## Work to do
Go through the entries below and copy each line containing the word "this".

= = = = = = =

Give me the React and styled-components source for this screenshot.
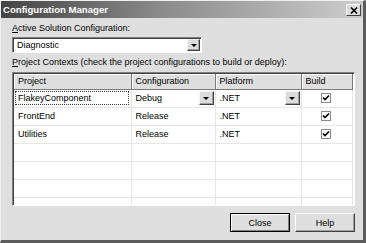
import React from 'react';
import styled, { createGlobalStyle } from 'styled-components';

const GlobalStyle = createGlobalStyle`
  html, body {
    margin: 0;
    padding: 0;
    background: #dfdfdf;
  }
  body {
    font-family: "Liberation Sans", Arial, sans-serif;
    font-size: 9px;
    color: #000;
  }
`;

const Window = styled.div`
  width: 366px;
  height: 243px;
  box-sizing: border-box;
  background: #dfdfdf;
  border-top: 1px solid #f0f0f0;
  border-left: 1px solid #f0f0f0;
  border-right: 3px solid #5c5c5c;
  border-bottom: 3px solid #5c5c5c;
  display: flex;
  flex-direction: column;
`;

const TitleBar = styled.div`
  height: 17px;
  display: flex;
  align-items: center;
  justify-content: space-between;
  padding: 0 2px 0 2px;
  background: linear-gradient(to right, #444 0%, #8c8c8c 45%, #cdcdcd 100%);
`;

const Title = styled.span`
  color: #fff;
  font-weight: bold;
  font-size: 9.6px;
`;

const CloseBox = styled.div`
  width: 15px;
  height: 12px;
  box-sizing: border-box;
  background: #dcdcdc;
  border: 1px solid;
  border-color: #fff #404040 #404040 #fff;
  display: flex;
  align-items: center;
  justify-content: center;
  margin-top: 1px;
`;

const Body = styled.div`
  flex: 1;
  display: flex;
  flex-direction: column;
  padding: 0 9px 0 11px;
`;

const Label = styled.div`
  height: 11px;
  line-height: 11px;
  margin-top: ${p => p.$top}px;
  white-space: nowrap;
`;

const Combo = styled.div`
  margin-top: 3px;
  width: 190px;
  height: 16px;
  box-sizing: border-box;
  background: #fff;
  border: 1px solid;
  border-color: #808080 #fff #fff #808080;
  box-shadow: inset 1px 1px 0 #404040;
  display: flex;
  align-items: center;
  justify-content: space-between;
  padding: 0 1px 0 4px;
`;

const DropButton = styled.div`
  width: ${p => p.$w}px;
  height: ${p => p.$h}px;
  box-sizing: border-box;
  background: #dcdcdc;
  border: 1px solid;
  border-color: #f4f4f4 #404040 #404040 #f4f4f4;
  box-shadow: inset -1px -1px 0 #a0a0a0;
  display: flex;
  align-items: center;
  justify-content: center;
  flex-shrink: 0;
`;

const Arrow = styled.span`
  width: 0;
  height: 0;
  border-left: 3px solid transparent;
  border-right: 3px solid transparent;
  border-top: 3px solid #000;
`;

const GridBox = styled.div`
  margin-top: 4px;
  width: 343px;
  height: 134px;
  box-sizing: border-box;
  background: #fff;
  border: 1px solid;
  border-color: #808080 #fff #fff #808080;
  box-shadow: inset 1px 1px 0 #404040;
  padding: 1px 0 0 1px;
  overflow: hidden;
`;

const Table = styled.table`
  border-collapse: collapse;
  table-layout: fixed;
  width: 338px;
`;

const Head = styled.th`
  width: ${p => p.$w}px;
  height: 15px;
  box-sizing: border-box;
  padding: 0 0 0 4px;
  text-align: left;
  font-weight: normal;
  background: #dfdfdf;
  border-right: 1px solid #7a7a7a;
  border-bottom: 1px solid #7a7a7a;
  box-shadow: inset 1px 1px 0 #fff;
  white-space: nowrap;
`;

const Cell = styled.td`
  height: 18px;
  box-sizing: border-box;
  padding: 0 1px 0 ${p => (p.$center ? 0 : 4)}px;
  border-right: 1px solid #e6e6e6;
  border-bottom: 1px solid #e6e6e6;
  text-align: ${p => (p.$center ? 'center' : 'left')};
  vertical-align: middle;
  white-space: nowrap;
`;

const FocusText = styled.div`
  margin-left: -3px;
  margin-right: 1px;
  height: 14px;
  line-height: 12px;
  box-sizing: border-box;
  padding-left: 2px;
  border: 1px dotted #404040;
`;

const CellCombo = styled.div`
  display: flex;
  align-items: center;
  justify-content: space-between;
`;

const Check = styled.span`
  display: inline-flex;
  align-items: center;
  justify-content: center;
  width: 10px;
  height: 10px;
  box-sizing: border-box;
  border: 1px solid #8a8a8a;
  background: #fff;
  vertical-align: middle;
`;

const Footer = styled.div`
  margin-top: 7px;
  width: 343px;
  display: flex;
  justify-content: flex-end;
  gap: 5px;
`;

const Button = styled.button`
  width: 60px;
  height: 19px;
  box-sizing: border-box;
  font-family: inherit;
  font-size: 9px;
  color: #000;
  background: #dfdfdf;
  padding: 0;
  border: 1px solid;
  border-color: ${p => (p.$default ? '#000' : '#fff #404040 #404040 #fff')};
  box-shadow: ${p =>
    p.$default
      ? 'inset 1px 1px 0 #fff, inset -1px -1px 0 #808080'
      : 'inset -1px -1px 0 #a0a0a0'};
`;

function CheckMark() {
  return (
    <svg width="8" height="8" viewBox="0 0 8 8">
      <path d="M1 3.5 L3 5.5 L7 1.5" stroke="#000" strokeWidth="1.6" fill="none" />
    </svg>
  );
}

const rows = [
  { project: 'FlakeyComponent', config: 'Debug', platform: '.NET', active: true },
  { project: 'FrontEnd', config: 'Release', platform: '.NET' },
  { project: 'Utilities', config: 'Release', platform: '.NET' },
];

export default function App() {
  return (
    <>
      <GlobalStyle />
      <Window>
        <TitleBar>
          <Title>Configuration Manager</Title>
          <CloseBox>
            <svg width="8" height="7" viewBox="0 0 8 7">
              <path d="M1 0.5 L7 6.5 M7 0.5 L1 6.5" stroke="#000" strokeWidth="1.5" />
            </svg>
          </CloseBox>
        </TitleBar>
        <Body>
          <Label $top={5}>
            <u>A</u>ctive Solution Configuration:
          </Label>
          <Combo>
            <span>Diagnostic</span>
            <DropButton $w={13} $h={12}>
              <Arrow />
            </DropButton>
          </Combo>
          <Label $top={4}>
            <u>P</u>roject Contexts (check the project configurations to build or deploy):
          </Label>
          <GridBox>
            <Table>
              <thead>
                <tr>
                  <Head $w={117}>Project</Head>
                  <Head $w={84}>Configuration</Head>
                  <Head $w={86}>Platform</Head>
                  <Head $w={51}>Build</Head>
                </tr>
              </thead>
              <tbody>
                {rows.map(r => (
                  <tr key={r.project}>
                    <Cell>{r.active ? <FocusText>{r.project}</FocusText> : r.project}</Cell>
                    <Cell>
                      {r.active ? (
                        <CellCombo>
                          {r.config}
                          <DropButton $w={15} $h={14}>
                            <Arrow />
                          </DropButton>
                        </CellCombo>
                      ) : (
                        r.config
                      )}
                    </Cell>
                    <Cell>
                      {r.active ? (
                        <CellCombo>
                          {r.platform}
                          <DropButton $w={15} $h={14}>
                            <Arrow />
                          </DropButton>
                        </CellCombo>
                      ) : (
                        r.platform
                      )}
                    </Cell>
                    <Cell $center>
                      <Check>
                        <CheckMark />
                      </Check>
                    </Cell>
                  </tr>
                ))}
                {[0, 1, 2, 3].map(i => (
                  <tr key={i}>
                    <Cell />
                    <Cell />
                    <Cell />
                    <Cell />
                  </tr>
                ))}
              </tbody>
            </Table>
          </GridBox>
          <Footer>
            <Button $default>Close</Button>
            <Button>Help</Button>
          </Footer>
        </Body>
      </Window>
    </>
  );
}
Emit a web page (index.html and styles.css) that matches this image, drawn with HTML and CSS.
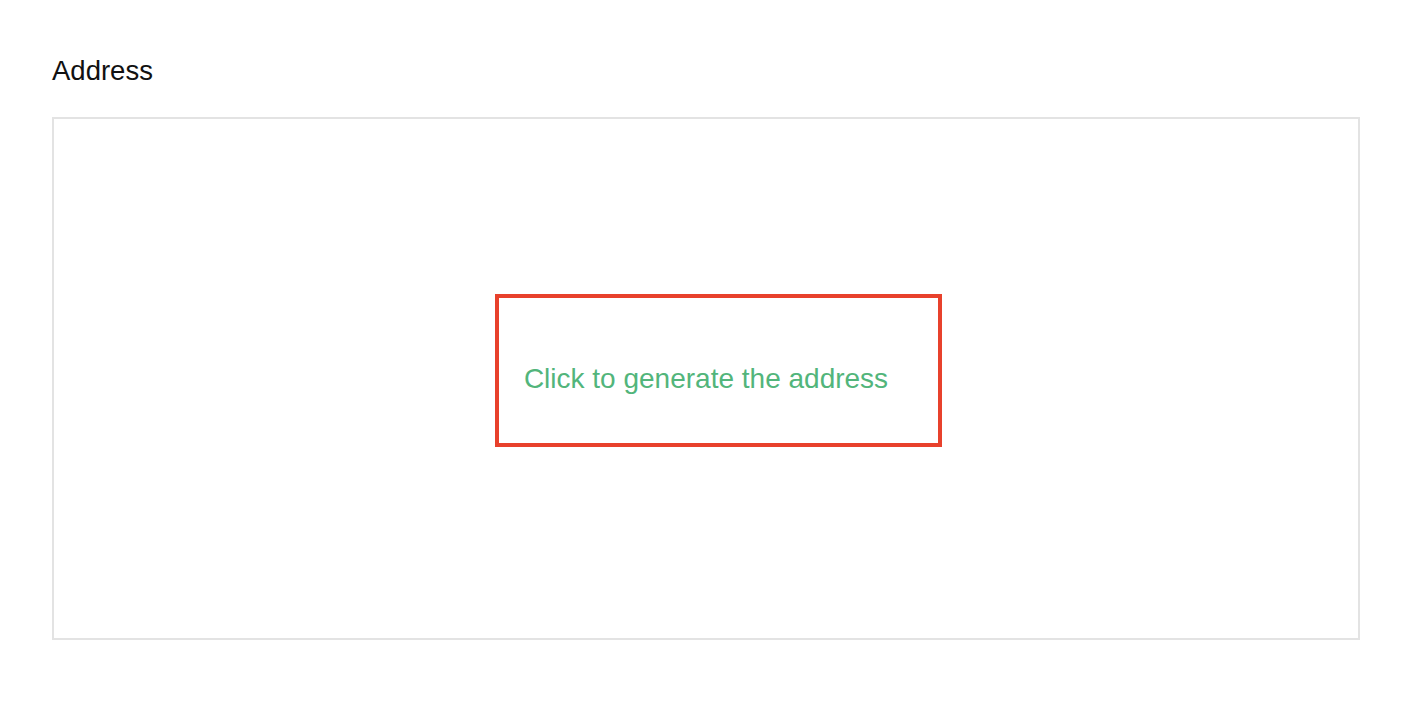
FILE: index.html
```html
<html>
<head>
  <meta http-equiv="Content-Type" content="text/html; charset=UTF-8"/>
  <title>Address</title>
  <link rel="stylesheet" href="styles.css">
</head>

<body>
<div class="page">
  <div class="label">Address</div>

  <div class="panel">
    <div class="generate">
      <span class="link">Click to generate the address</span>
    </div>
  </div>
</div>
</body>
</html>
```

FILE: styles.css
```css
body {margin: 0; background: #ffffff; font-family: "Liberation Sans", Arial, sans-serif}
div.page {padding: 55px 64px 0 52px}
div.label {font-size: 27.5px; line-height: 32px; color: #111111; margin-bottom: 30px}
div.panel {height: 523px; box-sizing: border-box; border: 2px solid #e3e3e3; display: flex; align-items: center; justify-content: center; padding: 0 0 16px 25px}
div.generate {border: 4px solid #e8412c; padding: 65px 50px 48px 25px}
span.link {display: block; font-size: 28px; line-height: 32px; color: #52b57b; white-space: nowrap}
```
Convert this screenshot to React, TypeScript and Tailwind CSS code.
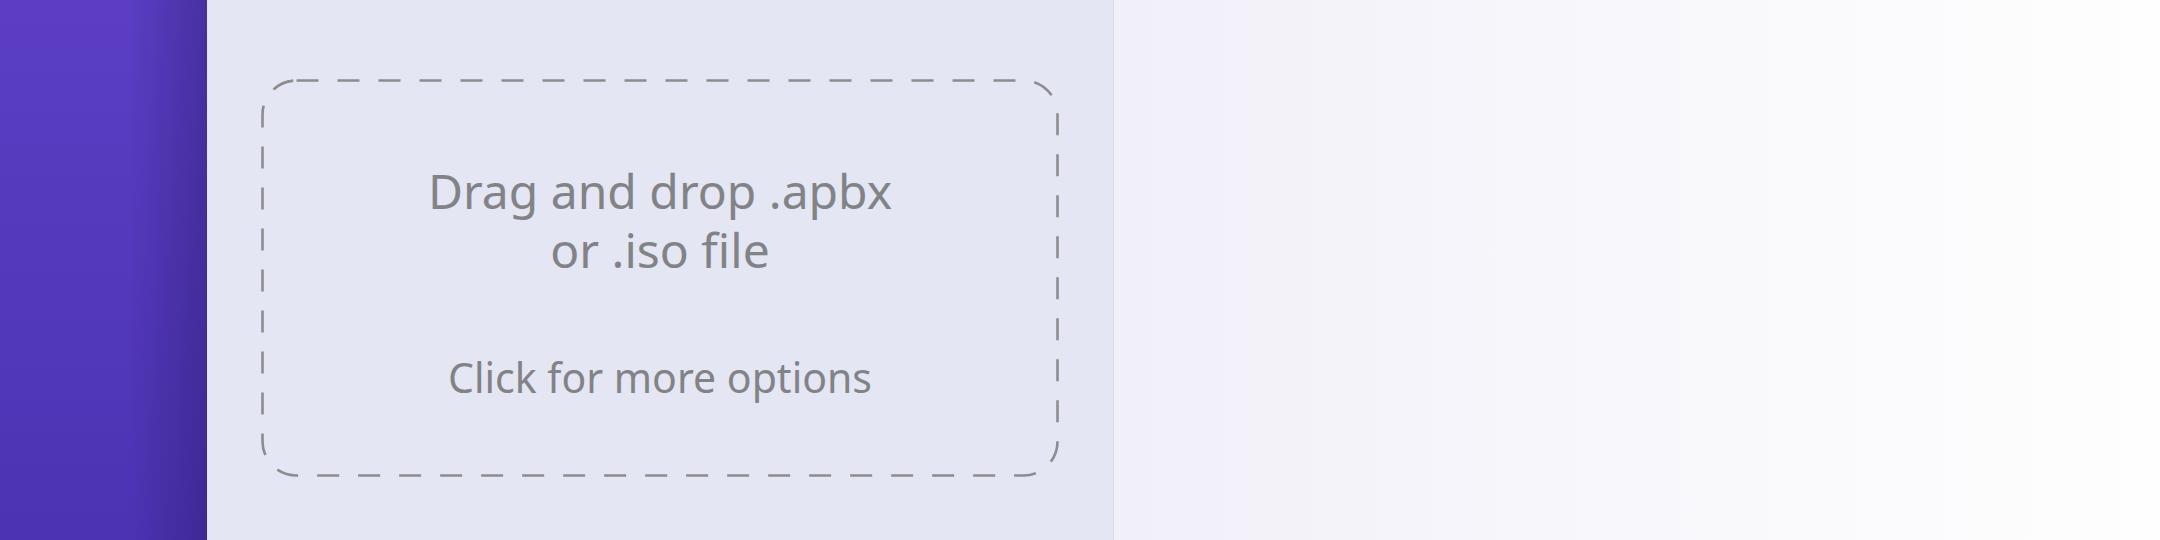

= = = = = = =

## Answer to the task
Give me the React and styled-components source for this screenshot.
Emit a web page (index.html and styles.css) that matches this image, drawn with HTML and CSS.
Convert this screenshot to React, TypeScript and Tailwind CSS code.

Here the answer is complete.